시그모이드 함수는 종속 변수의 모든 실수 값에 대해 유한한 구간 $(a,b)$ 사이의 한정된(bounded) 값과 양의 기울기를 가지는 함수를 말하며 다음과 같은 함수들이 주로 사용된다.

로지스틱 함수 (Logistic Function)

$$ \text{logitstic}(z) = \dfrac{1}{1+\exp{(-z)}} $$

오차 함수 (Error Function)

$$ \text{erf}(z) = \frac{2}{\sqrt\pi}\int_0^z e^{-t^2}\,dt $$

하이퍼볼릭 탄젠트 함수 (Hyperbolic tangent)

$$ \tanh(z) = \frac{\sinh z}{\cosh z} = \frac {e^z - e^{-z}} {e^z + e^{-z}} $$

역 탄젠트 함수 (Arc-tangent)

$$ \arctan(z) = \tan^{-1}(z) $$



In [1]:

    
xx = np.linspace(-10, 10, 1000)
plt.plot(xx, (1/(1+np.exp(-xx)))*2-1, label="logistic (scaled)")
plt.plot(xx, sp.special.erf(0.5*np.sqrt(np.pi)*xx), label="erf (scaled)")
plt.plot(xx, np.tanh(xx), label="tanh")
plt.ylim([-1.1, 1.1])
plt.legend(loc=2)
plt.show()

로지스틱 함수

여러가지 시그모이드 중 로지스틱 함수는 다음과 같은 물리적인 의미를 부여할 수 있기 때문에 많이 사용된다.

우선 Bernoulli 시도에서 1이 나올 확률 $\theta$ 과 0이 나올 확률 $1-\theta$ 의 비(ratio)는 다음과 같은 수식이 되며 odds ratio 라고 한다.

$$ \text{odds ratio} = \dfrac{\theta}{1-\theta} $$

이 odds ratio 를 로그 변환한 것이 로지트 함수(Logit function)이다.

$$ z = \text{logit}(\text{odds ratio}) = \log \left(\dfrac{\theta}{1-\theta}\right) $$

로지스틱 함수(Logistic function) 는 이 로지트 함수의 역함수이다.

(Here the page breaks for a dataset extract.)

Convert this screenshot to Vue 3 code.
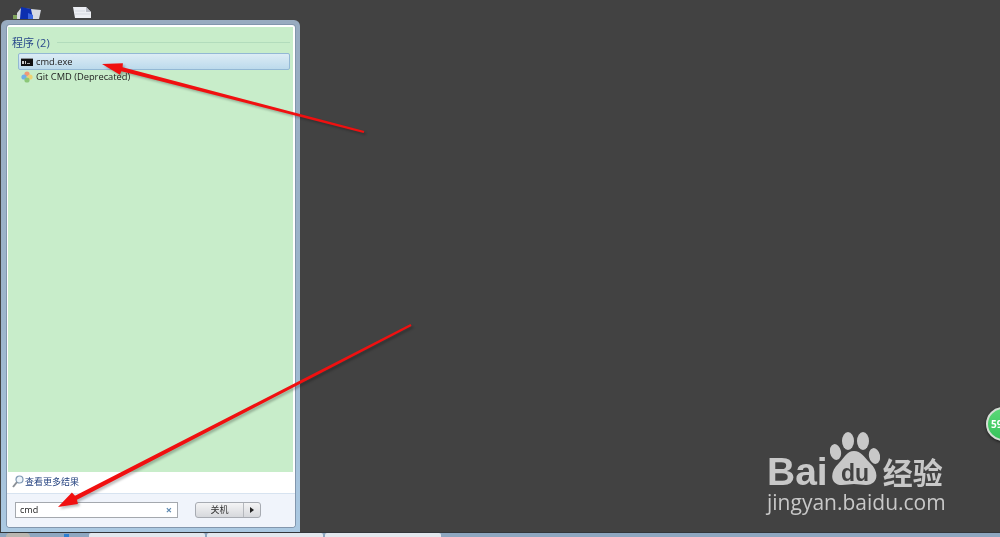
<template>
  <div class="desktop">
    <div class="work">
      <div class="icons">
        <svg width="28" height="13" viewBox="0 0 28 13">
          <rect x="0" y="8" width="4" height="4" fill="#7fa35c" />
          <path d="M4 6 L8 1 L28 3 L26 12 L4 12 Z" fill="#d6dae2" />
          <path d="M8 0 L18 2 L20 12 L7 12 Z" fill="#0c2fb0" />
          <path d="M15 6 L20 8 L20 12 L15 12 Z" fill="#3a66e0" />
        </svg>
        <svg width="18" height="12" viewBox="0 0 18 12">
          <path d="M0 0 L13 0 L18 5 L18 11 L2 11 Z" fill="#eceef3" />
          <path d="M13 0 L18 5 L13 5 Z" fill="#b9bcc6" />
          <path d="M2 4 H12 M2 7 H17" stroke="#d5d8e0" stroke-width="1" />
        </svg>
      </div>

      <div class="start-menu">
        <div class="panel">
          <div class="results">
            <div class="group-head">
              <span>程序 (2)</span>
              <i></i>
            </div>
            <div
              v-for="item in programs"
              :key="item.name"
              class="prog"
              :class="{ selected: item.selected }"
            >
              <svg v-if="item.kind === 'cmd'" width="12" height="8" viewBox="0 0 12 8">
                <rect width="12" height="8" fill="#111" />
                <rect width="12" height="1" fill="#8a8f96" />
                <rect x="1" y="3" width="2" height="3" fill="#ccc" />
                <rect x="4" y="3" width="1" height="3" fill="#ccc" />
                <rect x="6" y="5" width="3" height="1" fill="#aaa" />
              </svg>
              <svg v-else width="12" height="12" viewBox="0 0 12 12">
                <circle cx="6" cy="3" r="2.600" fill="#ef9a78" />
                <circle cx="3" cy="6" r="2.600" fill="#6fb0e8" />
                <circle cx="9" cy="6" r="2.600" fill="#ecd374" />
                <circle cx="6" cy="9" r="2.600" fill="#8cc878" />
              </svg>
              <span>{{ item.name }}</span>
            </div>
          </div>
          <div class="more">
            <svg width="12" height="13" viewBox="0 0 12 13">
              <circle cx="7.500" cy="4.500" r="3.500" fill="#eef4fa" stroke="#7f99b4" stroke-width="1.200" />
              <path d="M5 7 L1 12" stroke="#8a8f96" stroke-width="2" />
            </svg>
            <span>查看更多结果</span>
          </div>
          <div class="search-bar">
            <div class="search-box">
              <span>cmd</span>
              <b>×</b>
            </div>
            <div class="power">
              <span class="power-label">关机</span>
              <span class="power-arrow"></span>
            </div>
          </div>
        </div>
      </div>

      <div class="badge">59</div>

      <div class="watermark">
        <div class="wm-top">
          <span class="wm-bai">Bai</span>
          <svg class="wm-paw" width="50" height="54" viewBox="0 0 50 54">
            <ellipse cx="5.500" cy="20" rx="5.500" ry="8" transform="rotate(-12 5.500 20)" />
            <ellipse cx="18" cy="9" rx="6" ry="9" />
            <ellipse cx="33" cy="9" rx="6" ry="9" />
            <ellipse cx="44.500" cy="24" rx="5.500" ry="8" transform="rotate(-12 44.500 24)" />
            <path d="M24 19 C31 19 34 25 40 31 C50 40 48 53 36 53 C31 53 28 52 24 52 C20 52 17 53 12 53 C0 53 -1 40 9 31 C15 25 17 19 24 19 Z" />
            <text x="25" y="49" text-anchor="middle" class="wm-du">du</text>
          </svg>
          <span class="wm-cn">经验</span>
        </div>
        <div class="wm-url">jingyan.baidu.com</div>
      </div>

      <svg class="arrows" width="1000" height="537" viewBox="0 0 1000 537">
        <polygon points="102,64 122.900,63.200 122.600,67.200 364.300,131 363.700,133 121.400,71.200 119.900,74.800" />
        <polygon points="58,507 71.900,492.500 75,495.800 410.500,324.100 411.500,326 77,499.700 77.900,504.100" />
      </svg>
    </div>

    <div class="taskbar">
      <div class="orb"></div>
      <div class="dot"></div>
      <div class="tabs">
        <div v-for="n in 3" :key="n" class="tab"></div>
      </div>
    </div>
  </div>
</template>

<script setup>
const programs = [
  { name: 'cmd.exe', kind: 'cmd', selected: true },
  { name: 'Git CMD (Deprecated)', kind: 'git', selected: false }
]
</script>

<style>
html, body { margin: 0; background: #424242; }
</style>

<style scoped>
.desktop {
  width: 1000px;
  height: 537px;
  display: flex;
  flex-direction: column;
  overflow: hidden;
  background: #424242;
  filter: blur(0.35px);
  font-family: "Open Sans", "Noto Sans CJK SC", sans-serif;
}
.work {
  position: relative;
  flex: 1;
  border-bottom: 1px solid #33363a;
}
.icons {
  position: absolute;
  left: 13px;
  top: 7px;
  display: flex;
  gap: 32px;
}
.start-menu {
  position: absolute;
  left: 1px;
  top: 20px;
  width: 299px;
  height: 512px;
  box-sizing: border-box;
  padding: 5px 5px 5px 6px;
  border-radius: 6px 6px 0 0;
  background: linear-gradient(#98abc0, #9db6cd 60%, #abc9e2);
}
.panel {
  height: 100%;
  display: flex;
  flex-direction: column;
  border-radius: 3px;
  background: #fff;
  box-shadow: 0 0 0 1px #8296ad;
}
.results {
  flex: 1;
  margin: 2px 2px 0 1px;
  padding: 8px 4px 0 4px;
  background: #c8edca;
}
.group-head {
  display: flex;
  align-items: center;
  gap: 7px;
  height: 14px;
  margin-bottom: 4px;
  font-size: 11px;
  color: #2a4a8c;
}
.group-head i {
  flex: 1;
  height: 1px;
  margin-right: -1px;
  background: #b2dcbc;
}
.prog {
  display: flex;
  align-items: center;
  gap: 3px;
  height: 13px;
  margin-left: 6px;
  padding-left: 3px;
  font-size: 9.3px;
  color: #222;
}
.prog.selected {
  height: 15px;
  margin-right: -1px;
  padding-left: 2px;
  border: 1px solid #93b8d4;
  border-radius: 2px;
  background: linear-gradient(#dcecf5, #bcdaec);
}
.more {
  display: flex;
  align-items: center;
  gap: 1px;
  height: 19px;
  padding: 0 0 2px 5px;
  font-size: 9px;
  color: #23417f;
  background: #fff;
}
.search-bar {
  display: flex;
  align-items: center;
  height: 34px;
  box-sizing: border-box;
  padding: 0 0 2px 8px;
  border-top: 1px solid #d7e3f0;
  border-radius: 0 0 3px 3px;
  background: #f0f4fb;
}
.search-box {
  width: 163px;
  height: 16px;
  box-sizing: border-box;
  display: flex;
  align-items: center;
  justify-content: space-between;
  padding: 0 5px 0 4px;
  border: 1px solid #a4a8ae;
  background: #fff;
  font-size: 9px;
  color: #222;
}
.search-box b {
  font-size: 11px;
  font-weight: 700;
  color: #5b87b0;
}
.power {
  display: flex;
  width: 66px;
  height: 16px;
  margin-left: 17px;
  box-sizing: border-box;
  border: 1px solid #a7abb2;
  border-radius: 3px;
  background: linear-gradient(#f4f4f5, #d6d8dc);
}
.power-label {
  flex: 1;
  text-align: center;
  font-size: 9px;
  line-height: 14px;
  color: #333;
  border-right: 1px solid #b5b8bd;
}
.power-arrow {
  position: relative;
  width: 16px;
}
.power-arrow::after {
  content: "";
  position: absolute;
  left: 6px;
  top: 4px;
  border-left: 4px solid #222;
  border-top: 3px solid transparent;
  border-bottom: 3px solid transparent;
}
.badge {
  position: absolute;
  left: 986px;
  top: 407px;
  width: 34px;
  height: 34px;
  box-sizing: border-box;
  padding-left: 3px;
  border: 2px solid #d5ddd5;
  border-radius: 50%;
  background: linear-gradient(#5ad877, #38c45c);
  box-shadow: 0 1px 3px rgba(0, 0, 0, 0.6);
  font-size: 10px;
  font-weight: 700;
  line-height: 30px;
  color: #fff;
}
.watermark {
  position: absolute;
  left: 767px;
  top: 436px;
  color: #c8c8c8;
}
.wm-top {
  display: flex;
  align-items: flex-end;
  height: 52px;
}
.wm-bai {
  font-family: "Liberation Sans", sans-serif;
  font-size: 39px;
  font-weight: 700;
  line-height: 33px;
}
.wm-paw {
  flex: none;
  fill: #c8c8c8;
  margin-left: 2px;
  margin-bottom: 2px;
}
.wm-du {
  font-family: "Liberation Sans", sans-serif;
  font-size: 23px;
  font-weight: 700;
  fill: #424242;
}
.wm-cn {
  margin-left: 3px;
  font-family: "Noto Sans CJK SC", sans-serif;
  font-size: 30px;
  font-weight: 700;
  line-height: 33px;
}
.wm-url {
  margin-top: 2px;
  font-size: 21px;
  line-height: 24px;
  white-space: nowrap;
}
.arrows {
  position: absolute;
  left: 0;
  top: 0;
  fill: #f01010;
  pointer-events: none;
  filter: drop-shadow(2px 2px 1px rgba(0, 0, 0, 0.25));
}
.taskbar {
  position: relative;
  height: 4px;
  background: #8ea7c0;
}
.orb {
  position: absolute;
  left: 6px;
  top: 0;
  width: 24px;
  height: 4px;
  border-radius: 12px 12px 0 0;
  background: #b9b6b0;
}
.dot {
  position: absolute;
  left: 64px;
  top: 1px;
  width: 5px;
  height: 3px;
  background: #2f7fd0;
}
.tabs {
  position: absolute;
  left: 89px;
  top: 0;
  display: flex;
  gap: 2px;
}
.tab {
  width: 116px;
  height: 4px;
  border-radius: 2px 2px 0 0;
  background: #e3e8ee;
}
</style>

$$ \text{logitstic}(z) = \theta(z) = \dfrac{1}{1+\exp{(-z)}} $$

로지스틱 모형의 모수 추정

로지스틱 모형은 일종의 비선형 회귀 모형이지만 다음과 같이 MLE(Maximum Likelihood Estimation) 방법으로 모수 $w$를 추정할 수 있다.

여기에서는 종속 변수 $y$가 베르누이 확률 변수라고 가정한다.

$$ p(y \mid x, \theta) = \text{Ber} (y \mid \theta(x) )$$

데이터 표본이 $\{ x_i, y_i \}$일 경우 Log Likelihood $\text{LL}$ 를 구하면 다음과 같다.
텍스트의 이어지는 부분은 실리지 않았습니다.